Me inquieté; y así se lo expresé a mi madre. Interpreté cómo antaño vivíamos en Madrid, lejos de la naturaleza; pero, ahora estamos cercados, sin exagerar, por la vegetación en nuestra cotidianeidad segoviana. Las huertas arrabaleras resultan consustanciales a las ciudades de traza medieval. Por supuesto que no imaginé el simbolismo adquirido por aquellas palabras apenas veinticuatro horas después. Pura serendipia.
Apenas recuerdo mis sueños; pero, compartiré con ustedes, lectores, mi última experiencia onírica, que me condujo a despertarme sobresaltado en la mañana del día 27 de julio, unas horas después del incendio en el entorno de Novillos. La base del peñasco sobre el que se alza el casco histórico de Segovia se encuentra detrás de mi casa. Sin embargo, dicho perfil orográfico fue trasladado, por arte y gracia de la imaginación de mi subconsciente, a la ciudad de Burgos. De repente, resulta que, en plano ficticio, alternativo, surrealista, los tejados de los edificios de la calle de Eduardo Martínez del Campo se encontraban al pie de una montaña, pegados a la misma. Y, en mi sueño, ahí nos vemos mi familia y yo, dentro del coche, bloqueados, sin carretera por la que abandonar el monte silvestre para retornar a la vía pública. Como en intersección de conjuntos, mis miedos al fuego, los miedos del ayer, los miedos de hoy, quedaron entremezclados en mapa imaginario que fusionaba una calle de Segovia con otra de Burgos.
En mi artículo titulado “Popper frente a los bomberos de Segovia”, aunque tenía temática diferente, apunté, de soslayo, el riesgo de incendios existente en la parte trasera de la calle del Pozo, ubicada a la izquierda de Antonio Coronel –los Novillos se sitúa a la derecha, algo más adelante en dirección a la Plaza de San Lorenzo. Esta calleja tan desconocida tiene forma de “L”; y justo en la confluencia de ambos tramos, siendo muy estrecho aquel enclavado en la base del peñasco, suelen estacionar vehículos. Este auténtico tapón conforma cuello de botella. Me asusta que, en caso de necesidad, la intervención de los bomberos podría quedar dificultada. Además, téngase en cuenta que la vegetación aledaña ha crecido de forma exponencial durante los meses previos al último verano; y bien parece un bosque tropical, como si se tratara de la Floresta de Tijuca en Río de Janeiro. En caso de llegar a mayores, las consecuencias serían desastrosas, dada la dificultad mucho mayor de combatir el fuego en pendiente, con densidad extrema de masa forestal.

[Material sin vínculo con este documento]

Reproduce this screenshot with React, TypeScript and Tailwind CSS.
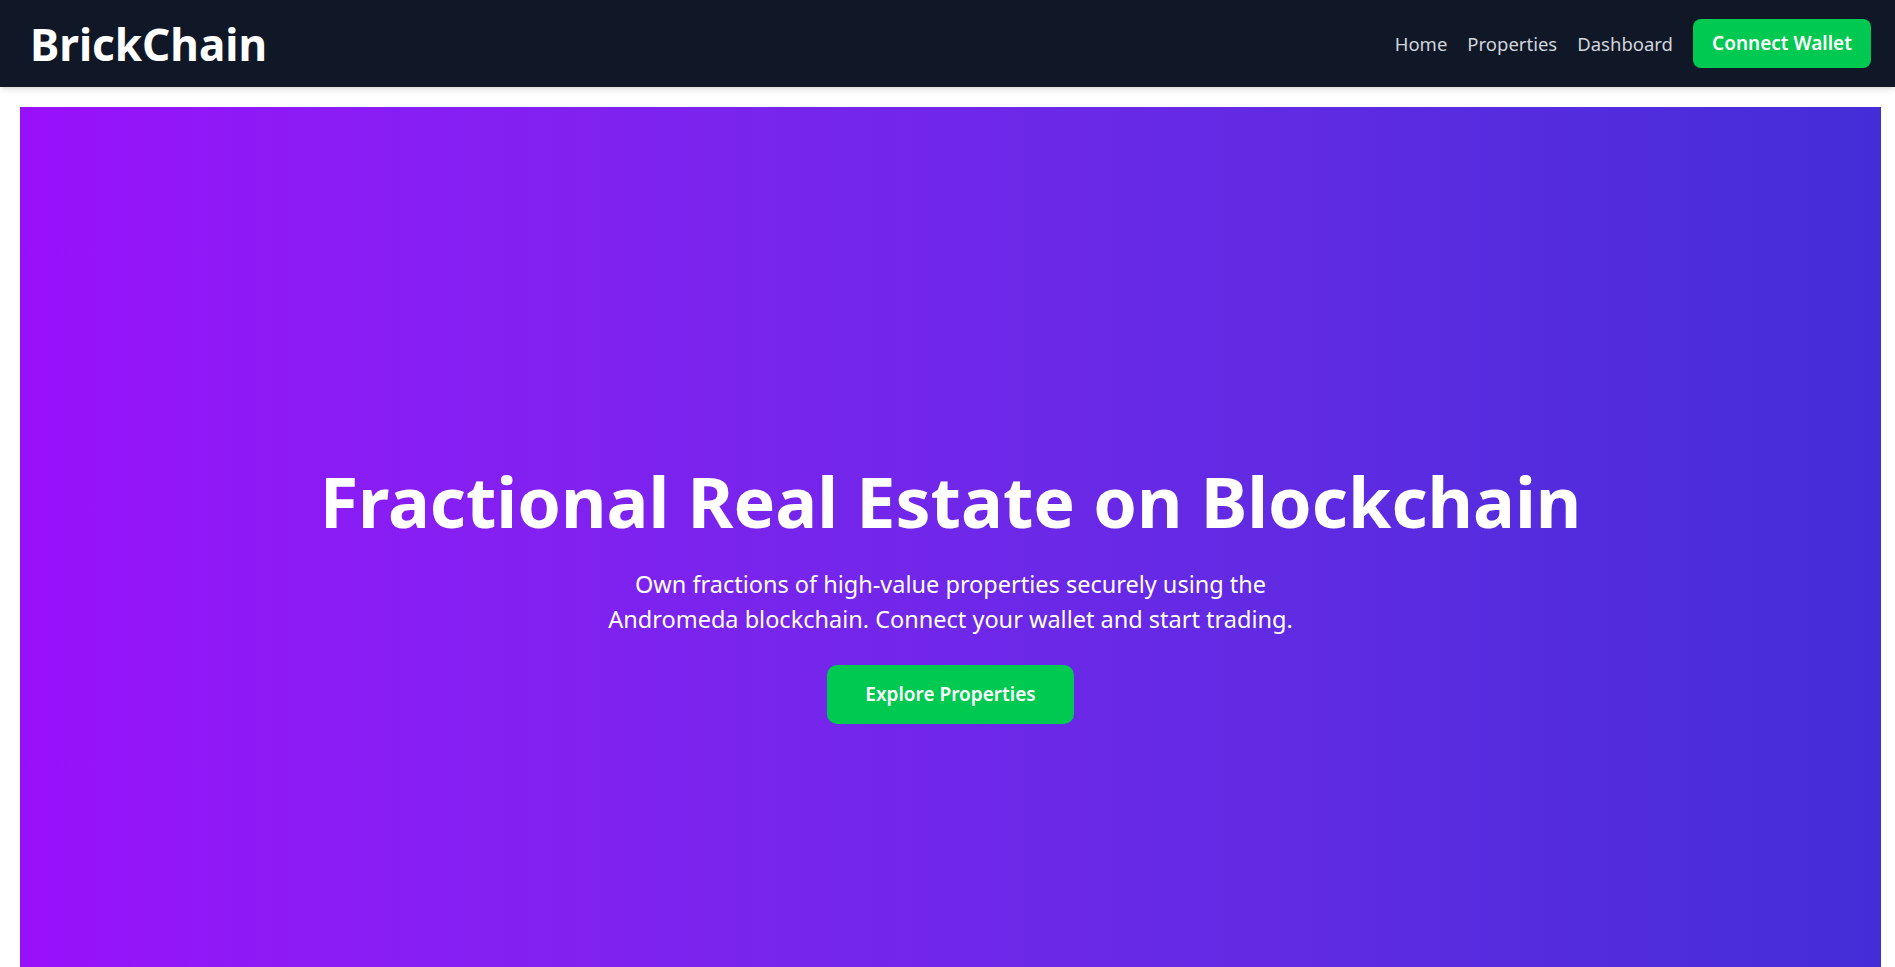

Como corolario, sugiero que, en la entrada a la calle del Pozo, desde Gascos, se instale una valla con cadena metálica, que impida acceso y mal estacionamiento de vehículos particulares. En paralelo, el ayuntamiento debe priorizar la poda de arbustos y maleza en las faldas de la montaña donde se yergue la ciudad de intramuros.
Y, por añadidura, en Antonio Coronel resultaría pertinente: mejorar la iluminación; colocar bandas rugosas para evitar infracciones de velocidad; y ampliar el ancho de la calle, casi carente de acera para peatones en el lado derecho, con vereda mínima a la siniestra.